##### Given data #####

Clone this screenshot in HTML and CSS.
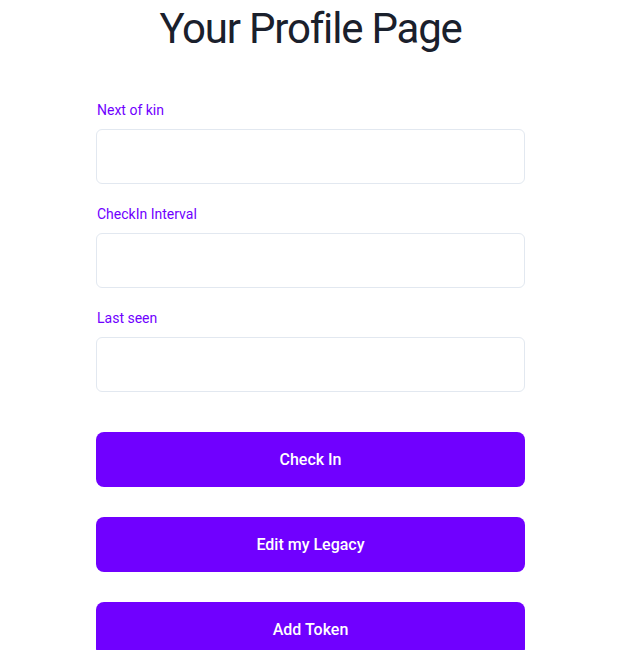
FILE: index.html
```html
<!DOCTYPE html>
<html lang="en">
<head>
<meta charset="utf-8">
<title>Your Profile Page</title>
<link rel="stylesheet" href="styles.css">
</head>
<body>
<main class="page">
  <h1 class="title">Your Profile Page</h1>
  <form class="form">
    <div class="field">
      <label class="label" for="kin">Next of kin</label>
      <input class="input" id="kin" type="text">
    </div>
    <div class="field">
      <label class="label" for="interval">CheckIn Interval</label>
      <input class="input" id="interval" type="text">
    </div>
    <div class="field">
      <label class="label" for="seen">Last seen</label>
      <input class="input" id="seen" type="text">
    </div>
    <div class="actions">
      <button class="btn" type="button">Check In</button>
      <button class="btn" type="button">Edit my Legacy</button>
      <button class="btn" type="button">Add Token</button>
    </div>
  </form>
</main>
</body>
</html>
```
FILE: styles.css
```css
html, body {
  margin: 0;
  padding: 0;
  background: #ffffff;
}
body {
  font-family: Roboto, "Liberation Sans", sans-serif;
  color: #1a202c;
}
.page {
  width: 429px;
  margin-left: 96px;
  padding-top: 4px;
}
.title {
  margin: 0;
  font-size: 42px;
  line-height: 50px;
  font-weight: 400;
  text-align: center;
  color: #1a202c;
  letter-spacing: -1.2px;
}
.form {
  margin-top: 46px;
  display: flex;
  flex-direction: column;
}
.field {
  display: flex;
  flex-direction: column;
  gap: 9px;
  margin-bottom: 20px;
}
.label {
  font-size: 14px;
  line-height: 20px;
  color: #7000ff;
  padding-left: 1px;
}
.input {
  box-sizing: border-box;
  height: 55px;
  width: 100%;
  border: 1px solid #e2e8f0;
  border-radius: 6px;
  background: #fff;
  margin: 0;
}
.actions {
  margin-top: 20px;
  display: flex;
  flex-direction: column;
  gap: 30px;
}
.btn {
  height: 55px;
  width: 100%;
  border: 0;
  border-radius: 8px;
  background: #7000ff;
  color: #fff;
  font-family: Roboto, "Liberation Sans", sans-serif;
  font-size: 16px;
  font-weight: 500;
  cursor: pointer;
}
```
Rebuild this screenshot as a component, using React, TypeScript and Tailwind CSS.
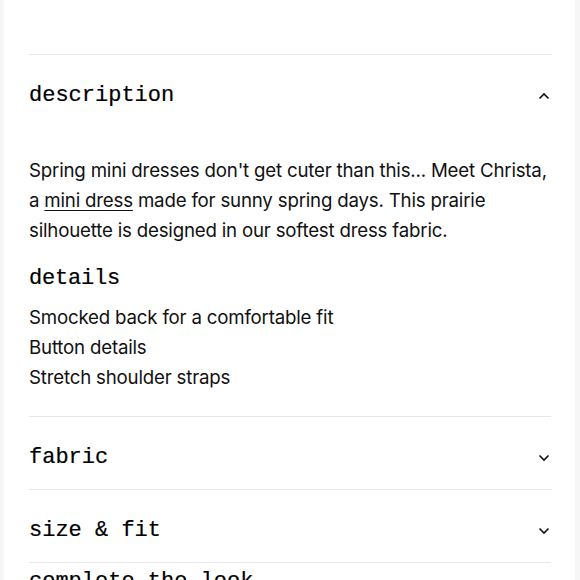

#####

_Set problem:_ Reproduce the data word for word, excluding its pictures.

_Output for this task:_
Clone this screenshot in HTML and CSS.
FILE: index.html
```html
<!DOCTYPE html>
<html lang="en">
<head>
<meta charset="utf-8">
<title>Your Profile Page</title>
<link rel="stylesheet" href="styles.css">
</head>
<body>
<main class="page">
  <h1 class="title">Your Profile Page</h1>
  <form class="form">
    <div class="field">
      <label class="label" for="kin">Next of kin</label>
      <input class="input" id="kin" type="text">
    </div>
    <div class="field">
      <label class="label" for="interval">CheckIn Interval</label>
      <input class="input" id="interval" type="text">
    </div>
    <div class="field">
      <label class="label" for="seen">Last seen</label>
      <input class="input" id="seen" type="text">
    </div>
    <div class="actions">
      <button class="btn" type="button">Check In</button>
      <button class="btn" type="button">Edit my Legacy</button>
      <button class="btn" type="button">Add Token</button>
    </div>
  </form>
</main>
</body>
</html>
```
FILE: styles.css
```css
html, body {
  margin: 0;
  padding: 0;
  background: #ffffff;
}
body {
  font-family: Roboto, "Liberation Sans", sans-serif;
  color: #1a202c;
}
.page {
  width: 429px;
  margin-left: 96px;
  padding-top: 4px;
}
.title {
  margin: 0;
  font-size: 42px;
  line-height: 50px;
  font-weight: 400;
  text-align: center;
  color: #1a202c;
  letter-spacing: -1.2px;
}
.form {
  margin-top: 46px;
  display: flex;
  flex-direction: column;
}
.field {
  display: flex;
  flex-direction: column;
  gap: 9px;
  margin-bottom: 20px;
}
.label {
  font-size: 14px;
  line-height: 20px;
  color: #7000ff;
  padding-left: 1px;
}
.input {
  box-sizing: border-box;
  height: 55px;
  width: 100%;
  border: 1px solid #e2e8f0;
  border-radius: 6px;
  background: #fff;
  margin: 0;
}
.actions {
  margin-top: 20px;
  display: flex;
  flex-direction: column;
  gap: 30px;
}
.btn {
  height: 55px;
  width: 100%;
  border: 0;
  border-radius: 8px;
  background: #7000ff;
  color: #fff;
  font-family: Roboto, "Liberation Sans", sans-serif;
  font-size: 16px;
  font-weight: 500;
  cursor: pointer;
}
```
Rebuild this screenshot as a component, using React, TypeScript and Tailwind CSS.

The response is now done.